Famous Brands Limited
- Formerly: Steers Group
- Type: Public
- Traded as: JSE: FBR
- ISIN: ZAE000053328
- Industry: Fast casual restaurants Food manufacturing Logistics Retail
- Founded: 1960; 66 years ago
- Founder: George Halamandres
- Headquarters: Midrand, Gauteng, South Africa
- Number of locations: 2,979 (2025)
- Area served: South Africa United Kingdom Middle East Africa
- Key people: Darren Hele (CEO) Christopher Boulle (Chairman)
- Revenue: R8.28 billion (2025)
- Operating income: R914 million (2025)
- Net income: R585 million (2025)
- Total assets: R3.64 billion (2025)
- Total equity: R1.29 billion (2025)
- Website: famousbrands.co.za

= Famous Brands =

South African restaurant franchisor

Famous Brands (formerly known as Steers Group) is a South African fast casual restaurant conglomerate, operating via numerous brands using a franchise model. Aside from operating restaurants, the company is also involved in food and beverage manufacturing, logistics, and retail, in relation to its outlets.

Founded in 1960 and headquartered in Midrand, Gauteng, Famous Brands is traded on the JSE.

As of mid-2026, Famous Brands has around 3,000 restaurants across around 20 brands, and operates in 30 countries. This makes it Africa's largest restaurant franchisor.

== History ==
Founded by George Halamandress in 1960, Famous Brands was originally known as Steers. Halamandress had previously created the original Milky Lane ice cream parlours, followed in quick succession by the first South African steakhouse.

In 1999, Steers Group acquired Debonairs Pizza.

In August 2003, Famous Brands acquired Pleasure Foods, which included the South African master franchise license for Wimpy for R150.6 million.

In February 2007, Famous Brands acquired a majority stake in Wimpy.

In July 2009, Famous Brands acquired Mugg & Bean.

In September 2016, Famous Brands acquired Gourmet Burger Kitchen in the United Kingdom from Capricorn Ventures for £120 million. In October 2020, Gourmet Burger Kitchen was sold to Boparan Restaurant Group for an undisclosed sum.

==Operations==

Famous Brands' operations comprise 4 pillars - restaurants, manufacturing, logistics, and retail. As of 2025, the group operated 9 logistics sites, 11 manufacturing facilities, and sold a total of 188 products.
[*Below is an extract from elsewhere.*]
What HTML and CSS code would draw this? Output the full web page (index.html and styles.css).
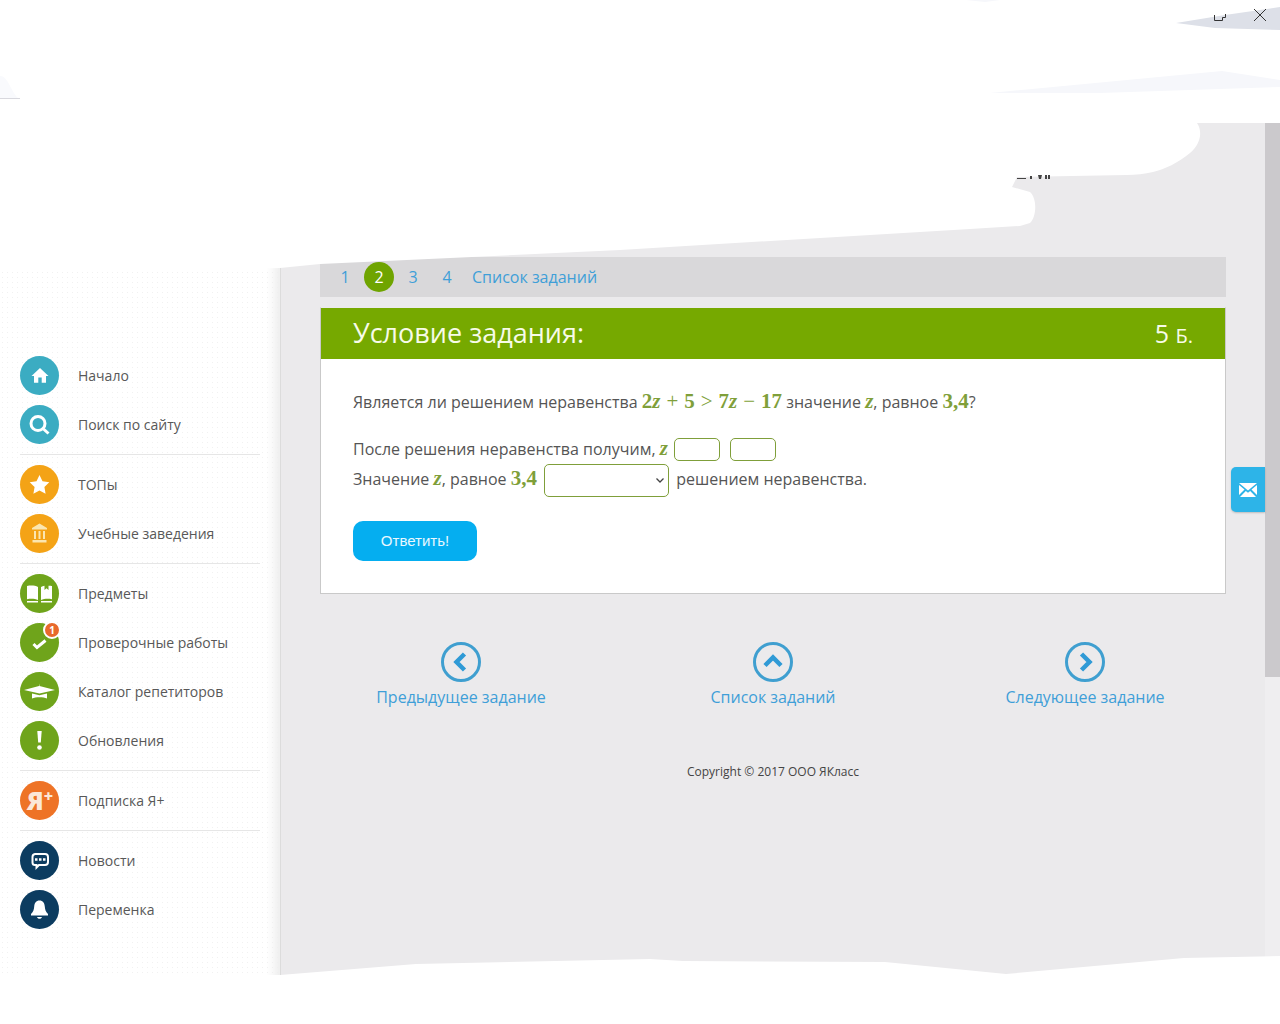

As per the group's February 2025 financial statements, it had 2,979 restaurants in 30 countries. Of these, 2,626 were located in South Africa. A further 224 were located throughout the SADC, 68 across the rest of Africa and the Middle East, and 61 in the United Kingdom.

As of mid-2025, Famous Brands owned and operated the following restaurant chains in its mainstream category:

- Debonairs Pizza (868 locations)
- Steers (735 locations)
- Wimpy (539 locations)
- Mugg & Bean (322 locations)
- Fishaways (242 locations)
- Milky Lane (132 locations)
- Signature Brands (122 locations)
- Mr Bigg's (13 locations)
- Other (6 locations)

The group operates numerous small, upmarket chains under its Signature Brands portfolio, including Lupa, Mythos, Paul, Salsa Mexican Grill, Turn ‘n Tender, Vovo Telo, and House of Coffees.

Famous brands is a level 1 BBBEE contributor.